Samsung Camera app vulnerability puts your privacy at risk
Cybersecurity firm Checkmarx has discovered a dangerous vulnerability in Android OS which allows attackers to take control over the affected smartphone’s camera, record phone calls, and locate the device using GPS. The vulnerability affects Google’s Pixel smartphones and devices from other OEMs including Samsung, whose Camera app can reportedly be exploited in equal measure.
Thankfully, a fix has already been deployed along with the November 2019 security patch which is currently rolling out on a variety of Galaxy devices. The vulnerability is labeled CVE-2019-2234 but was not acknowledged in the changelog for the latest security patch for secrecy reasons. However, now that a fix is already being deployed, Checkmarx has been given the green light by both Google and Samsung to make these findings public.
A short timeline
Checkmarx submitted a report along with a proof-of-concept app to the Android security team on July 4, 2019. A week later, Google acknowledged CVE-2019-2234 to be of Moderate severity, but on July 23 the company raised the severity level to High after Checkmarkx sent further feedback.
It was on August 1 when Google confirmed that the vulnerability affects third-party Android devices as well. Multiple vendors were contacted in regard to the issue on August 18, and Samsung confirmed on August 29 that its smartphones are also affected.
Checkmarx wrote in its recent paper that “the professionalism shown by both Google and Samsung does not go unnoticed. Both were a pleasure to work with due to their responsiveness, thoroughness, and timeliness.”
Here’s how the vulnerability can be exploited
In essence, the vulnerability at hand can be exploited by a malicious app without requiring any special permission from the operating system, making it highly dangerous. The Camera app on Android OS takes advantage of special permissions, i.e. ‘storage permissions’ to capture and store photos and videos to the internal storage/SD card. A malicious app that also has storage permissions can exploit this vulnerability and gain access to the camera without requiring permission from the user and access all stored photos and videos.
Using a proof-of-concept app coupled with a command-and-control (C&C) server, Checkmarx discovered that the vulnerability poses a major concern for privacy. A malicious app could take photos and record videos using the affected phone’s cameras, and upload them to the C&C server.

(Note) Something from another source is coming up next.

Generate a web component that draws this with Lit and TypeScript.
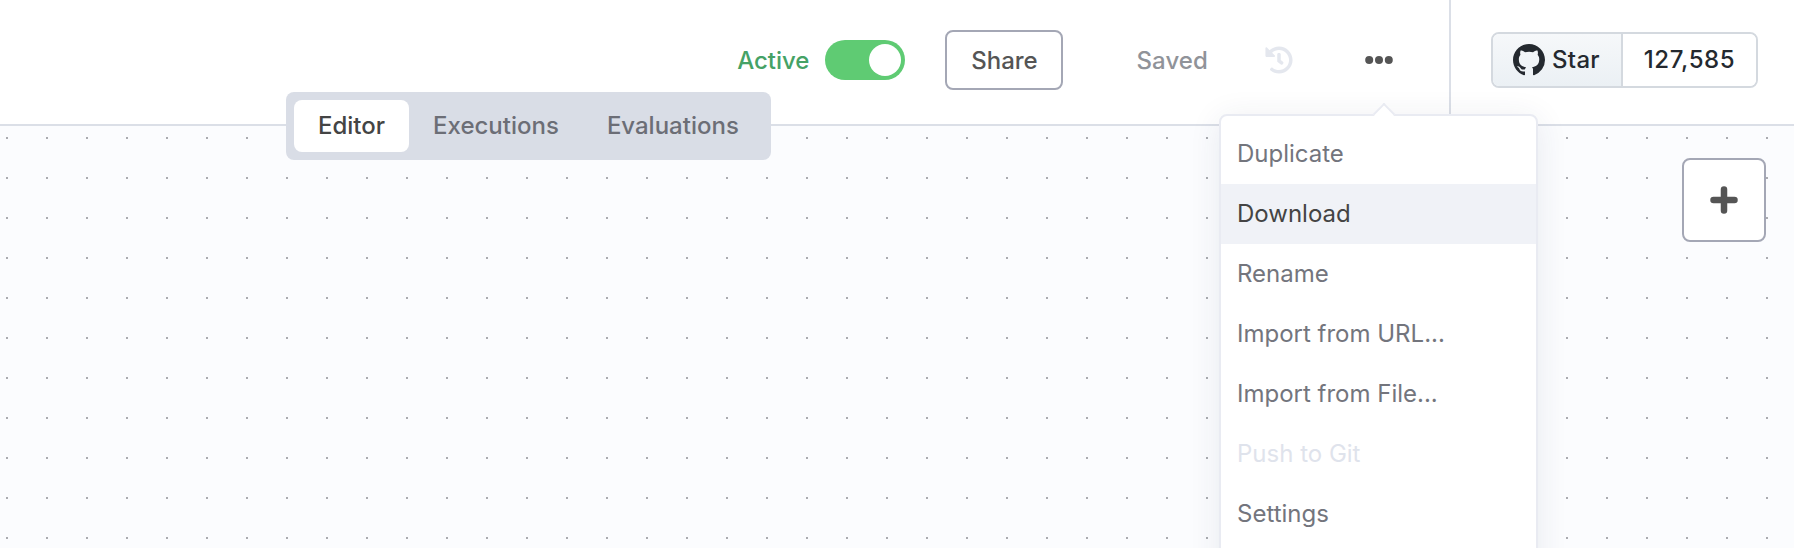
import { LitElement, html, css } from "lit";
import { customElement } from "lit/decorators.js";

const GITHUB = "M8 0C3.58 0 0 3.58 0 8c0 3.54 2.29 6.53 5.47 7.59.4.07.55-.17.55-.38 0-.19-.01-.82-.01-1.49-2.01.37-2.53-.49-2.69-.94-.09-.23-.48-.94-.82-1.13-.28-.15-.68-.52-.01-.53.63-.01 1.08.58 1.23.82.72 1.21 1.87.87 2.33.66.07-.52.28-.87.51-1.07-1.78-.2-3.64-.89-3.64-3.95 0-.87.31-1.59.82-2.15-.08-.2-.36-1.02.08-2.12 0 0 .67-.21 2.2.82.64-.18 1.32-.27 2-.27.68 0 1.36.09 2 .27 1.53-1.04 2.2-.82 2.2-.82.44 1.1.16 1.92.08 2.12.51.56.82 1.27.82 2.15 0 3.07-1.87 3.75-3.65 3.95.29.25.54.73.54 1.48 0 1.07-.01 1.93-.01 2.2 0 .21.15.46.55.38A8.013 8.013 0 0016 8c0-4.42-3.58-8-8-8z";
const HISTORY = "M504 255.531c.253 136.64-111.18 248.372-247.82 248.468-59.015.042-113.223-20.53-155.822-54.911-11.077-8.94-11.905-25.541-1.839-35.607l11.267-11.267c8.609-8.609 22.353-9.551 31.891-1.984C173.062 425.135 212.781 440 256 440c101.705 0 184-82.311 184-184 0-101.705-82.311-184-184-184-48.814 0-93.149 18.969-126.068 49.932l50.754 50.754c10.08 10.08 2.941 27.314-11.313 27.314H24c-8.837 0-16-7.163-16-16V38.627c0-14.254 17.234-21.393 27.314-11.314l49.372 49.372C129.209 34.136 189.552 8 256 8c136.81 0 247.747 110.78 248 247.531zm-180.912 78.784l9.823-12.63c8.138-10.463 6.253-25.542-4.21-33.679L288 256.349V152c0-13.255-10.745-24-24-24h-16c-13.255 0-24 10.745-24 24v135.651l65.409 50.874c10.463 8.137 25.541 6.253 33.679-4.21z";

@customElement("app-root")
export class AppRoot extends LitElement {
  static styles = css`
    :host {
      display: block;
      font-family: Inter, "Liberation Sans", sans-serif;
      font-size: 24px;
      color: #555;
    }
    * { box-sizing: border-box; }
    .page {
      position: relative;
      width: 1794px;
      height: 548px;
      overflow: hidden;
      display: flex;
      flex-direction: column;
      background: #fff;
    }
    header {
      height: 126px;
      flex: none;
      border-bottom: 2px solid #dbdfe7;
      display: flex;
      align-items: center;
      justify-content: flex-end;
      padding: 0 36px 4px 0;
      background: #fff;
    }
    .active { color: #45a266; font-weight: 450; margin-right: 16px; }
    .toggle {
      width: 80px;
      height: 40px;
      border-radius: 20px;
      background: #5fcb73;
      display: flex;
      justify-content: flex-end;
      align-items: center;
      padding-right: 4px;
      margin-right: 40px;
    }
    .knob { width: 32px; height: 32px; border-radius: 50%; background: #fff; }
    .share {
      width: 118px;
      height: 60px;
      border: 2px solid #a4a7b5;
      border-radius: 8px;
      display: flex;
      align-items: center;
      justify-content: center;
      font-weight: 450;
      color: #555;
      margin-right: 73px;
    }
    .saved { color: #909399; font-weight: 500; margin-right: 57px; letter-spacing: 0.1px; }
    .history { width: 28px; height: 28px; fill: #e4e7ee; display: block; margin-right: 72px; }
    .dots { width: 28px; height: 8px; fill: #555; display: block; margin-right: 56px; }
    .divider {
      width: 2px;
      align-self: stretch;
      margin-bottom: -4px;
      background: #dbdfe7;
      margin-right: 40px;
    }
    .gh {
      display: flex;
      height: 56px;
      width: 267px;
      border: 2px solid #d4d9df;
      border-radius: 8px;
      font-weight: 500;
      color: #24292f;
      overflow: hidden;
    }
    .gh-star {
      width: 130px;
      background: linear-gradient(#f6f8fa, #ebf0f4);
      border-right: 2px solid #d4d9df;
      display: flex;
      align-items: center;
      padding-left: 20px;
      gap: 7px;
    }
    .gh-star span { padding-bottom: 2px; letter-spacing: 0.3px; }
    .gh-star svg { width: 32px; height: 32px; fill: #24292f; display: block; flex: none; }
    .gh-count {
      flex: 1;
      display: flex;
      align-items: center;
      justify-content: center;
      background: #fff;
      padding-bottom: 2px;
      letter-spacing: 0.6px;
    }
    .canvas {
      flex: 1;
      background-color: #fbfcfe;
      background-image: radial-gradient(circle at 7px 12px, #aaabb0 1.2px, transparent 1.2px);
      background-size: 40px 40px;
    }
    .tabs {
      position: absolute;
      left: 286px;
      top: 92px;
      height: 68px;
      display: flex;
      padding: 8px;
      background: #d9dde6;
      border-radius: 8px;
      font-weight: 450;
      color: #6c6e76;
    }
    .tab { height: 52px; padding: 0 24px 2px; display: flex; align-items: center; border-radius: 8px; }
    .tab.on { background: #fff; color: #444; }
    .plus {
      position: absolute;
      left: 1682px;
      top: 158px;
      width: 84px;
      height: 84px;
      border: 2px solid #a4a7b5;
      border-radius: 8px;
      background: #fff;
      display: flex;
      align-items: center;
      justify-content: center;
    }
    .plus svg { width: 28px; height: 28px; display: block; stroke: #555; stroke-width: 6.5; stroke-linecap: round; }
    .menu {
      position: absolute;
      left: 1219px;
      top: 114px;
      width: 319px;
      height: 500px;
      padding-top: 8px;
      background: #fff;
      border: 2px solid #e9ebf2;
      border-radius: 8px;
      box-shadow: 0 4px 32px rgba(40, 50, 90, 0.09);
    }
    .arrow {
      position: absolute;
      left: 155px;
      top: -10px;
      width: 16px;
      height: 16px;
      background: #fff;
      border: 2px solid #e9ebf2;
      border-right: none;
      border-bottom: none;
      transform: rotate(45deg);
    }
    .item { position: relative; height: 60px; padding: 0 0 2px 16px; display: flex; align-items: center; color: #73757d; }
    .item.hover { background: #f0f2f7; color: #444; }
    .item.off { color: #dfe3ec; }
  `;

  render() {
    const items = [
      ["Duplicate", ""],
      ["Download", "hover"],
      ["Rename", ""],
      ["Import from URL...", ""],
      ["Import from File...", ""],
      ["Push to Git", "off"],
      ["Settings", ""],
    ];
    return html`
      <div class="page">
        <header>
          <span class="active">Active</span>
          <div class="toggle"><div class="knob"></div></div>
          <div class="share">Share</div>
          <span class="saved">Saved</span>
          <svg class="history" viewBox="0 0 512 512"><path d=${HISTORY}></path></svg>
          <svg class="dots" viewBox="0 0 28 8">
            <circle cx="4.2" cy="4" r="4"></circle>
            <circle cx="14" cy="4" r="4"></circle>
            <circle cx="23.8" cy="4" r="4"></circle>
          </svg>
          <div class="divider"></div>
          <div class="gh">
            <div class="gh-star">
              <svg viewBox="0 0 16 16"><path d=${GITHUB}></path></svg>
              <span>Star</span>
            </div>
            <div class="gh-count">127,585</div>
          </div>
        </header>
        <div class="canvas"></div>
        <div class="tabs">
          <div class="tab on">Editor</div>
          <div class="tab">Executions</div>
          <div class="tab">Evaluations</div>
        </div>
        <div class="plus">
          <svg viewBox="0 0 28 28"><path d="M14 3.5V24.5M3.5 14H24.5"></path></svg>
        </div>
        <div class="menu">
          <div class="arrow"></div>
          ${items.map(([t, c]) => html`<div class="item ${c}">${t}</div>`)}
        </div>
      </div>
    `;
  }
}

An attacker could also locate the phone on the global map via GPS, and automatically record phone calls with both sides of the conversation. The app can do all of this in stealth mode whereby it silences the phone whenever it captures photos or records videos.
It all sounds pretty scary, but the report by Checkmarx doesn’t mention any real apps that can exploit this vulnerability so it’s unclear whether or not they exist in the wild. Either way, the good news is that the vulnerability is already being taken care of and Samsung has already rolled out the fix on a variety of Galaxy phones.